— Begin —

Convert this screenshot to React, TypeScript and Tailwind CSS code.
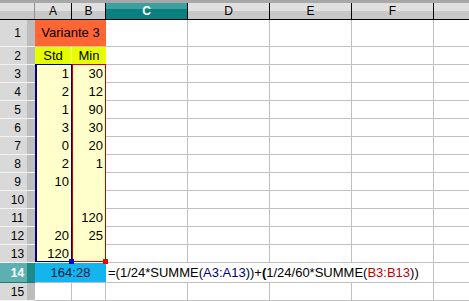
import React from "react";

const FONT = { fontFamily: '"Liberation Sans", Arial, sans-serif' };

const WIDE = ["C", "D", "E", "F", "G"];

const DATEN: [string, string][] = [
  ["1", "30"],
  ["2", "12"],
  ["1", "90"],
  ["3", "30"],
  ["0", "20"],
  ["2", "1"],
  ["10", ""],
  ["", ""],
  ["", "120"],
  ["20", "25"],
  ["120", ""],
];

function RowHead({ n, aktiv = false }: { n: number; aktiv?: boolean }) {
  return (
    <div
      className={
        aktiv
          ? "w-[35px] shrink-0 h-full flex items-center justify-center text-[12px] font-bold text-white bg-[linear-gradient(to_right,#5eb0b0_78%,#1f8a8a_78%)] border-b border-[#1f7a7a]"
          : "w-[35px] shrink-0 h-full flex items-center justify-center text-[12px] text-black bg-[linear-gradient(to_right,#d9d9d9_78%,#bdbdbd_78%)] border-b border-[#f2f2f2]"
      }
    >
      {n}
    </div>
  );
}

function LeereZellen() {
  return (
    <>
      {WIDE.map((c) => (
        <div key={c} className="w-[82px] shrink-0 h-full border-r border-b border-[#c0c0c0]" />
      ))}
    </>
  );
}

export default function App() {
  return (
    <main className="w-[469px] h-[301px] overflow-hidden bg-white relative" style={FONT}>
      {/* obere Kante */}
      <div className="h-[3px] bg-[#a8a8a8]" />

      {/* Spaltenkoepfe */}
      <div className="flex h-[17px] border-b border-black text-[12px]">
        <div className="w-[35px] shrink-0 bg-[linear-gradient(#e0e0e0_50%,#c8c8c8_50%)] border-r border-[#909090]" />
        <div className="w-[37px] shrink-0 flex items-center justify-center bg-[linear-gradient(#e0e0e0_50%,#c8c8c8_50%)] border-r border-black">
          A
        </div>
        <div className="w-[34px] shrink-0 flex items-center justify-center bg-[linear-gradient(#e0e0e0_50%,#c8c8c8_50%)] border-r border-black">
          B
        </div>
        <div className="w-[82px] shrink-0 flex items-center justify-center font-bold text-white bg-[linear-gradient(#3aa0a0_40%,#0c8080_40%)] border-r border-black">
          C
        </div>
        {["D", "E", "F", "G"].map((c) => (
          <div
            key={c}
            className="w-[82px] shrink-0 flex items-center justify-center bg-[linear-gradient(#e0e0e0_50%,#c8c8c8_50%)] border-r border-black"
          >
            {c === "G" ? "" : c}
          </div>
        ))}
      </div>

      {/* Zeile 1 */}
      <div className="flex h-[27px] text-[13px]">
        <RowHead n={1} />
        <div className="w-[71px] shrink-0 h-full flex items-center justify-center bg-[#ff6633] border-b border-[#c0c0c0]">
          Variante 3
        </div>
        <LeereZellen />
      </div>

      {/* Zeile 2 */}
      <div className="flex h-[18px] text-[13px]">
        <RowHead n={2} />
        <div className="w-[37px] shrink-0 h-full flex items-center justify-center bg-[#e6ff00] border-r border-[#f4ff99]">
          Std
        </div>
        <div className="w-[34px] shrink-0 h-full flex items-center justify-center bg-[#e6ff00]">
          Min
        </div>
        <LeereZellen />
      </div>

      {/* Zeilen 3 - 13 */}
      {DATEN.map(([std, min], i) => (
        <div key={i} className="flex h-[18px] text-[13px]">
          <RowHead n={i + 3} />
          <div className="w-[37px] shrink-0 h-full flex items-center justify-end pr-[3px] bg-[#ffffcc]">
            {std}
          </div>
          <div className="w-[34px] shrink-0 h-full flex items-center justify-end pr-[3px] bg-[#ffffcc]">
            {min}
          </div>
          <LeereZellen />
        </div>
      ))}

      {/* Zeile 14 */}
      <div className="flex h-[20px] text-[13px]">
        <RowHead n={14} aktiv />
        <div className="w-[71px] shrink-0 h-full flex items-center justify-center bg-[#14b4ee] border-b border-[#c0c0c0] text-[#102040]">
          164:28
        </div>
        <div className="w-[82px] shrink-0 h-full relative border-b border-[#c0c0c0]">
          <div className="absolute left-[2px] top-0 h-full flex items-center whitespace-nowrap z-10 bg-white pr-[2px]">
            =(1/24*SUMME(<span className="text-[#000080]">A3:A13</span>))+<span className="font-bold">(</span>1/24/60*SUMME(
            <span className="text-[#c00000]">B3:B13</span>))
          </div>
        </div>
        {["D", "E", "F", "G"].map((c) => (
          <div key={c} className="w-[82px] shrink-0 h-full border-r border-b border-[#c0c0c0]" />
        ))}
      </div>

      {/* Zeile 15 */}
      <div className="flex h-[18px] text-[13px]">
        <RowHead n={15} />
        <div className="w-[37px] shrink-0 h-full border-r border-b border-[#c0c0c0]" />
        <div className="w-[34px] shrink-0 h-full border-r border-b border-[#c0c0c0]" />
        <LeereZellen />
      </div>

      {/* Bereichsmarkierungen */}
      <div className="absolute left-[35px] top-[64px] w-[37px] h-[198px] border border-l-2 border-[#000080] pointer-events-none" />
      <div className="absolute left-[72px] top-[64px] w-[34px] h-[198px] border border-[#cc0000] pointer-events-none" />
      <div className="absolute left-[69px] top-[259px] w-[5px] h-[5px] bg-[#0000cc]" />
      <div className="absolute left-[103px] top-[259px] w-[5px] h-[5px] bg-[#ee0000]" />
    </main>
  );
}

— End —

### Directive
Quote the full listing above word for word; exclude every picture from the copy.

### Output of the exercise
Convert this screenshot to React, TypeScript and Tailwind CSS code.
import React from "react";

const FONT = { fontFamily: '"Liberation Sans", Arial, sans-serif' };

const WIDE = ["C", "D", "E", "F", "G"];

const DATEN: [string, string][] = [
  ["1", "30"],
  ["2", "12"],
  ["1", "90"],
  ["3", "30"],
  ["0", "20"],
  ["2", "1"],
  ["10", ""],
  ["", ""],
  ["", "120"],
  ["20", "25"],
  ["120", ""],
];

function RowHead({ n, aktiv = false }: { n: number; aktiv?: boolean }) {
  return (
    <div
      className={
        aktiv
          ? "w-[35px] shrink-0 h-full flex items-center justify-center text-[12px] font-bold text-white bg-[linear-gradient(to_right,#5eb0b0_78%,#1f8a8a_78%)] border-b border-[#1f7a7a]"
          : "w-[35px] shrink-0 h-full flex items-center justify-center text-[12px] text-black bg-[linear-gradient(to_right,#d9d9d9_78%,#bdbdbd_78%)] border-b border-[#f2f2f2]"
      }
    >
      {n}
    </div>
  );
}

function LeereZellen() {
  return (
    <>
      {WIDE.map((c) => (
        <div key={c} className="w-[82px] shrink-0 h-full border-r border-b border-[#c0c0c0]" />
      ))}
    </>
  );
}

export default function App() {
  return (
    <main className="w-[469px] h-[301px] overflow-hidden bg-white relative" style={FONT}>
      {/* obere Kante */}
      <div className="h-[3px] bg-[#a8a8a8]" />

      {/* Spaltenkoepfe */}
      <div className="flex h-[17px] border-b border-black text-[12px]">
        <div className="w-[35px] shrink-0 bg-[linear-gradient(#e0e0e0_50%,#c8c8c8_50%)] border-r border-[#909090]" />
        <div className="w-[37px] shrink-0 flex items-center justify-center bg-[linear-gradient(#e0e0e0_50%,#c8c8c8_50%)] border-r border-black">
          A
        </div>
        <div className="w-[34px] shrink-0 flex items-center justify-center bg-[linear-gradient(#e0e0e0_50%,#c8c8c8_50%)] border-r border-black">
          B
        </div>
        <div className="w-[82px] shrink-0 flex items-center justify-center font-bold text-white bg-[linear-gradient(#3aa0a0_40%,#0c8080_40%)] border-r border-black">
          C
        </div>
        {["D", "E", "F", "G"].map((c) => (
          <div
            key={c}
            className="w-[82px] shrink-0 flex items-center justify-center bg-[linear-gradient(#e0e0e0_50%,#c8c8c8_50%)] border-r border-black"
          >
            {c === "G" ? "" : c}
          </div>
        ))}
      </div>

      {/* Zeile 1 */}
      <div className="flex h-[27px] text-[13px]">
        <RowHead n={1} />
        <div className="w-[71px] shrink-0 h-full flex items-center justify-center bg-[#ff6633] border-b border-[#c0c0c0]">
          Variante 3
        </div>
        <LeereZellen />
      </div>

      {/* Zeile 2 */}
      <div className="flex h-[18px] text-[13px]">
        <RowHead n={2} />
        <div className="w-[37px] shrink-0 h-full flex items-center justify-center bg-[#e6ff00] border-r border-[#f4ff99]">
          Std
        </div>
        <div className="w-[34px] shrink-0 h-full flex items-center justify-center bg-[#e6ff00]">
          Min
        </div>
        <LeereZellen />
      </div>

      {/* Zeilen 3 - 13 */}
      {DATEN.map(([std, min], i) => (
        <div key={i} className="flex h-[18px] text-[13px]">
          <RowHead n={i + 3} />
          <div className="w-[37px] shrink-0 h-full flex items-center justify-end pr-[3px] bg-[#ffffcc]">
            {std}
          </div>
          <div className="w-[34px] shrink-0 h-full flex items-center justify-end pr-[3px] bg-[#ffffcc]">
            {min}
          </div>
          <LeereZellen />
        </div>
      ))}

      {/* Zeile 14 */}
      <div className="flex h-[20px] text-[13px]">
        <RowHead n={14} aktiv />
        <div className="w-[71px] shrink-0 h-full flex items-center justify-center bg-[#14b4ee] border-b border-[#c0c0c0] text-[#102040]">
          164:28
        </div>
        <div className="w-[82px] shrink-0 h-full relative border-b border-[#c0c0c0]">
          <div className="absolute left-[2px] top-0 h-full flex items-center whitespace-nowrap z-10 bg-white pr-[2px]">
            =(1/24*SUMME(<span className="text-[#000080]">A3:A13</span>))+<span className="font-bold">(</span>1/24/60*SUMME(
            <span className="text-[#c00000]">B3:B13</span>))
          </div>
        </div>
        {["D", "E", "F", "G"].map((c) => (
          <div key={c} className="w-[82px] shrink-0 h-full border-r border-b border-[#c0c0c0]" />
        ))}
      </div>

      {/* Zeile 15 */}
      <div className="flex h-[18px] text-[13px]">
        <RowHead n={15} />
        <div className="w-[37px] shrink-0 h-full border-r border-b border-[#c0c0c0]" />
        <div className="w-[34px] shrink-0 h-full border-r border-b border-[#c0c0c0]" />
        <LeereZellen />
      </div>

      {/* Bereichsmarkierungen */}
      <div className="absolute left-[35px] top-[64px] w-[37px] h-[198px] border border-l-2 border-[#000080] pointer-events-none" />
      <div className="absolute left-[72px] top-[64px] w-[34px] h-[198px] border border-[#cc0000] pointer-events-none" />
      <div className="absolute left-[69px] top-[259px] w-[5px] h-[5px] bg-[#0000cc]" />
      <div className="absolute left-[103px] top-[259px] w-[5px] h-[5px] bg-[#ee0000]" />
    </main>
  );
}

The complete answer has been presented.